Though you still won't see them featured on Metal-Archives anytime soon, you could say the same about a whole lot of metal bands. That's no excuse to dismiss them. Especially no excuse to dismiss Uniform, whose previous body of work and their two collabs with the equally frightening and noisy The Body were enough for us to proceed with their addition to our website. And with an interview. But Shame only further solidifies that decision. And it's not just the drums. But it's also the drums.
Now that I mentioned the drums, I might as well get to them. The most obvious change from previous records is the addition of Mike Sharp on drums, whereas previous Uniform album had either programmed drums, or later drummer Greg Fox of Liturgy and Ex Eye fame. Both of them amazing drummers, but Mike (Sharp, not Berdan) feels more fit for the hardcore part of their sound. So Mike is joining the other aforementioned Mike who does vocals and some electronics, and Ben Greenberg who does pretty much everything else. Including guitars.

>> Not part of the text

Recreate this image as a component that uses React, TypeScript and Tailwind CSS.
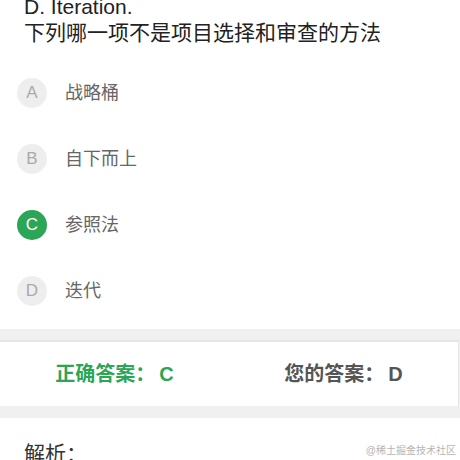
import React from 'react';

const font = { fontFamily: '"Liberation Sans", "Noto Sans CJK SC", sans-serif' };

const options = [
  { key: 'A', text: '战略桶' },
  { key: 'B', text: '自下而上' },
  { key: 'C', text: '参照法', correct: true },
  { key: 'D', text: '迭代' },
];

const App: React.FC = () => {
  return (
    <div className="relative w-[460px] h-[460px] overflow-hidden bg-white" style={font}>
      {/* Question */}
      <div className="px-6 -mt-[6px] text-[21px] leading-[26px] text-[#222]">
        <p>D. Iteration.</p>
        <p>下列哪一项不是项目选择和审查的方法</p>
      </div>

      {/* Options */}
      <div className="mt-[14px] pb-[5px]">
        {options.map((o) => (
          <div key={o.key} className="h-[66px] flex items-center pl-[17px]">
            <div
              className={
                o.correct
                  ? 'w-[30px] h-[30px] rounded-full bg-[#2ba556] text-white flex items-center justify-center text-[17px]'
                  : 'w-[30px] h-[30px] rounded-full bg-[#eeeeee] text-[#aaaaaa] flex items-center justify-center text-[17px]'
              }
            >
              {o.key}
            </div>
            <span className="ml-[18px] text-[18px] text-[#666666]">{o.text}</span>
          </div>
        ))}
      </div>

      {/* Answer */}
      <div className="bg-[#f0f0f0] pt-[11px] pb-[12px]">
        <div className="mr-px bg-white border-t-2 border-r border-[#e6e6e6] h-[66px] flex items-center">
          <div className="flex-1 text-center text-[20px] font-semibold text-[#2ba556]">
            正确答案：<span className="ml-[4px]">C</span>
          </div>
          <div className="flex-1 text-center text-[20px] font-semibold text-[#555555]">
            您的答案：<span className="ml-[4px]">D</span>
          </div>
        </div>
      </div>

      {/* Analysis */}
      <div className="px-6 pt-[23px] text-[21px] leading-[26px] text-[#333333]">解析：</div>

      <div className="absolute right-[4px] bottom-[4px] text-[10px] leading-none text-[#b5b5b5]">
        @稀土掘金技术社区
      </div>
    </div>
  );
};

export default App;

And as far as guitars and bass guitars go, this album certainly feels their presence a lot more, as in having clear discernable riffs. A lot of them quite thrashy actually, but I suppose that comes with the hardcore influence. The blend of punk, industrial and noise seems to add more weight on the former than the latter two this time around, but it's not like we don't get crushing industrial noise in songs like "This Won't End Well". The desperate punk vocals of Berdan have always been a staple of Uniform and have actually graced recent Lingua Ignota and Couch Slut records as well, and they're just as effective here. Except that this time around the concept of the album is a bit changed.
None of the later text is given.